More than the Twin Cities community and energetic stadium, however, Kimberly is excited about – and proud of – Case's success in Purple. While she emphasizes that Case's talent has always been there, Kimberly says it's been the Vikings teammates he's surrounded by that have helped build such a strong team.
"Just to see him have such great confidence has been really special to watch," Kimberly says. "We've built really great relationships with the guys, and that's been so fun … There's something unique about a friendship that makes a team that much more special."
Adds Kimberly: "With Adam Thielen and Case, they have a great bond off the field, and you've now seen it on the field, too."
The Keenums' dream has become a reality, and yet through it all they've remained down to earth.
From grabbing dinner with friends to belting out Taylor Swift's latest single on a drive down 494, Case and Kimberly are just everyday people. And from a snow cone to the snowy Midwest, they wouldn't want it any other way.
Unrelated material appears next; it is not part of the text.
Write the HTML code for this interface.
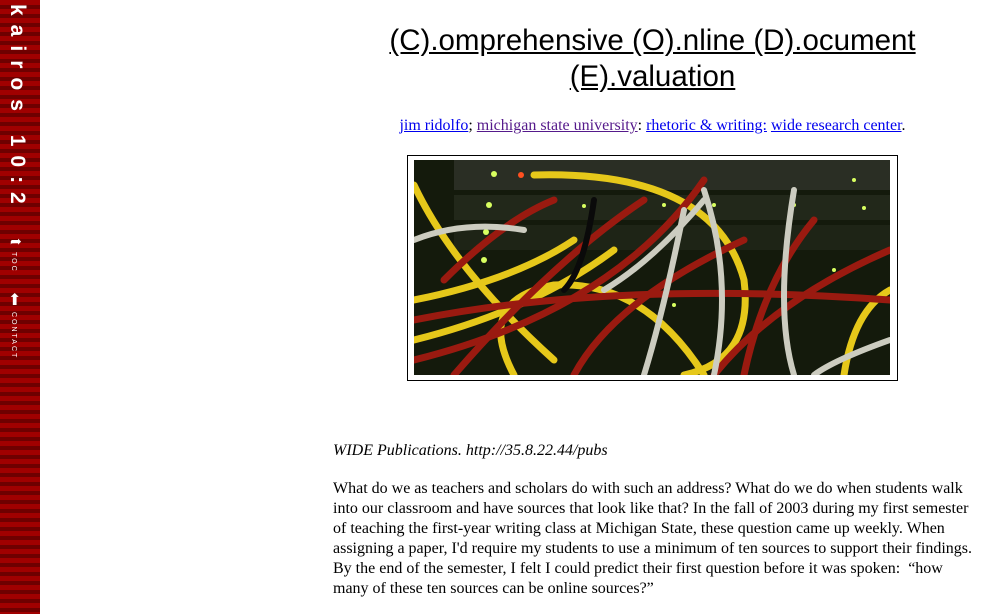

When asked about the silliness and keeping life light, Kimberly sits quiet for a moment, thinking.
"Our faith plays a huge part in keeping us grounded," she says. "We've learned so much every place we've been, and I think that's also helped keep us grounded.
"We've really just embraced it and had fun with it," Kimberly adds. "And when we're not, we call each other out on it."
Because at the end of the day, Case and Kimberly know they're in this adventure together – as husband and wife, study buddies, as best friends.
"A lot of people talk about the negative along the way, but I really feel like it's been a great experience for us," Kimberly says with a smile. "Everything we've been through, God has always been there in our lives."